The work is the first to paint the halls of CASDA’s new shelter with color.
“When we moved into this building at one of our staff meetings we were talking about the empty walls and how we wanted to be real deliberate before hanging any art on the walls,” said volunteer coordinator Jill Hinners. They wanted to make sure any art reflected the center’s mission, and what its clients were going through while offering hope. Hill’s project fit the criteria as well as the front lobby wall.
“It’s like the space was waiting for it,” Hinners said.
The project wove together many partners, including the technical and the North Central Windows Program.
As part of her field experience with the technical college’s human services program, Hill chose to focus on CASDA. She attended their Speak Out Superior event last year and bumped into Susan Meyers with North Central Windows Program.

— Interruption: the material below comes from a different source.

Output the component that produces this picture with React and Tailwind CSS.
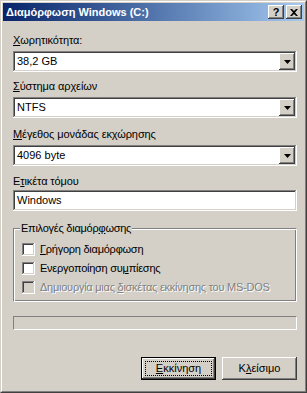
import React from "react";

const raised =
  "shadow-[inset_-1px_-1px_#404040,inset_1px_1px_#fff,inset_-2px_-2px_#808080,inset_2px_2px_#d4d0c8]";
const sunken =
  "shadow-[inset_-1px_-1px_#fff,inset_1px_1px_#808080,inset_-2px_-2px_#d4d0c8,inset_2px_2px_#404040]";

function Combo({ value }) {
  return (
    <div className={`flex h-[21px] w-[284px] bg-white p-[2px] ${sunken}`}>
      <span className="flex-1 pl-[2px] leading-[17px]">{value}</span>
      <div className={`flex h-[17px] w-[16px] items-center justify-center bg-[#d4d0c8] ${raised}`}>
        <svg width="7" height="4" viewBox="0 0 7 4">
          <polygon points="0,0 7,0 3.5,4" fill="#000" />
        </svg>
      </div>
    </div>
  );
}

function Check({ children, disabled }) {
  return (
    <div className="flex h-[13px] items-center">
      <div
        className={`h-[13px] w-[13px] ${disabled ? "bg-[#d4d0c8]" : "bg-white"} ${sunken}`}
      />
      <span
        className={`ml-[5px] leading-[13px] tracking-[-0.25px] ${
          disabled ? "text-[#808080] [text-shadow:1px_1px_0_#fff]" : ""
        }`}
      >
        {children}
      </span>
    </div>
  );
}

export default function App() {
  return (
    <div className="h-[393px] w-[307px] border border-t-[#d4d0c8] border-l-[#d4d0c8] border-b-[#404040] border-r-[#404040] bg-[#d4d0c8] font-['Liberation_Sans',Arial,sans-serif] text-[11px] text-black">
      <div className="flex h-full flex-col border border-t-white border-l-white border-b-[#808080] border-r-[#808080] p-[1px]">
        {/* title bar */}
        <div className="flex h-[18px] items-center bg-gradient-to-r from-[#0a246a] to-[#a6caf0] pl-[3px] pr-[2px]">
          <span className="flex-1 text-[11px] font-bold text-white">
            Διαμόρφωση Windows (C:)
          </span>
          <div className={`flex h-[14px] w-[16px] items-center justify-center bg-[#d4d0c8] ${raised}`}>
            <span className="text-[11px] font-bold leading-[11px]">?</span>
          </div>
          <div className={`ml-[2px] flex h-[14px] w-[16px] items-center justify-center bg-[#d4d0c8] ${raised}`}>
            <svg width="8" height="7" viewBox="0 0 8 7">
              <path d="M0 0h2l2 2 2-2h2L5 3.5 8 7H6L4 5 2 7H0l3-3.5z" fill="#000" />
            </svg>
          </div>
        </div>

        {/* content */}
        <div className="flex flex-1 flex-col pl-[10px]">
          <div className="mt-[13px] h-[13px] leading-[13px] tracking-[-0.1px]">
            <u>Χ</u>ωρητικότητα:
          </div>
          <div className="mt-[4px]">
            <Combo value="38,2 GB" />
          </div>

          <div className="mt-[8px] h-[13px] leading-[13px] tracking-[-0.1px]">
            <u>Σ</u>ύστημα αρχείων
          </div>
          <div className="mt-[4px]">
            <Combo value="NTFS" />
          </div>

          <div className="mt-[10px] h-[13px] leading-[13px] tracking-[-0.1px]">
            <u>Μ</u>έγεθος μονάδας εκχώρησης
          </div>
          <div className="mt-[4px]">
            <Combo value="4096 byte" />
          </div>

          <div className="mt-[9px] h-[13px] leading-[13px] tracking-[-0.1px]">
            Ε<u>τ</u>ικέτα τόμου
          </div>
          <div className={`mt-[2px] h-[21px] w-[284px] bg-white px-[4px] leading-[21px] ${sunken}`}>
            Windows
          </div>

          {/* options group */}
          <fieldset className="mt-[11px] h-[80px] w-[284px] border border-t-[#808080] border-l-[#808080] border-b-white border-r-white px-[8px] shadow-[inset_1px_1px_#fff,inset_-1px_-1px_#808080]">
            <legend className="ml-[-2px] bg-[#d4d0c8] px-[1px] leading-[13px] tracking-[-0.25px]">
              Επιλογές διαμόρ<u>φ</u>ωσης
            </legend>
            <div className="mt-[8px] flex flex-col gap-[6px]">
              <Check>
                <u>Γ</u>ρήγορη διαμόρφωση
              </Check>
              <Check>
                Ενεργοποίηση συ<u>μ</u>πίεσης
              </Check>
              <Check disabled>
                Δημιουργία μιας <u>δ</u>ισκέτας εκκίνησης του MS-DOS
              </Check>
            </div>
          </fieldset>

          {/* progress */}
          <div className="mt-[14px] h-[14px] w-[284px] border border-t-[#808080] border-l-[#808080] border-b-white border-r-white" />

          {/* buttons */}
          <div className="mt-[27px] flex justify-end gap-[6px] pr-[7px]">
            <button className="h-[23px] w-[75px] border border-black bg-[#d4d0c8] p-0">
              <div className={`flex h-full w-full items-center justify-center p-[3px] ${raised}`}>
                <div className="flex h-full w-full items-center justify-center border border-dotted border-black">
                  <u>Ε</u>κκίνηση
                </div>
              </div>
            </button>
            <button className={`flex h-[23px] w-[75px] items-center justify-center bg-[#d4d0c8] ${raised}`}>
              Κ<u>λ</u>είσιμο
            </button>
          </div>
        </div>
      </div>
    </div>
  );
}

The program, which began in 2012, facilitates art as a healing process for survivors of violence through weekly sessions and outreach work. Meyers had been contemplating starting an art group at CASDA.
“I thought, ‘what a good fit, doing art with others,’” said Hill, an artist herself. With supplies from the windows program and the OK from CASDA, the project was born. Bringing it into the shelter broke down the barriers and made it easier for residents to attend, Hill said. It also opened her eyes.
At first she was nervous, unsure how to act with the shelter residents. Meeting and getting to know them changed that.
“I realize that these are people just like you and me,” Hill said. “It was just like meeting people at an individual, where you’re at level, and let’s work together and create some art together.”
The resulting picture represents success, Hinners said — a successful internship, successful partnerships and successful art enrichment activity for clients that will inspire others as long as it hangs at the center.
“This idea is like hope. It can help us grow and achieve our dreams if we work together,” said Hill. “May we find hope and may we dream.” The image is dedicated to everyone affected by violence. Hill said she hopes it will inspire viewers to end the violence in their lives.
“It will also bring art to our walls, something we were sadly in need of, and gives us ideas for other spaces that may need some art,” Hinners said.
She may soon have that art. Hill and her co-facilitator, art therapist Ineke Grounds, plan to restart the CASDA art group in the fall.
The center’s new, 10-bedroom facility in Superior’s East End neighborhood opened last spring.
“Every bed has been full the majority of the time,” Hinners said, counting on one hand the number of times over the past year when there has been an open bed or two. The space has been needed and utilized, she said. “We’ve really been able to say ‘Yes’ more often when people have contacted us for shelter,” Hinners said.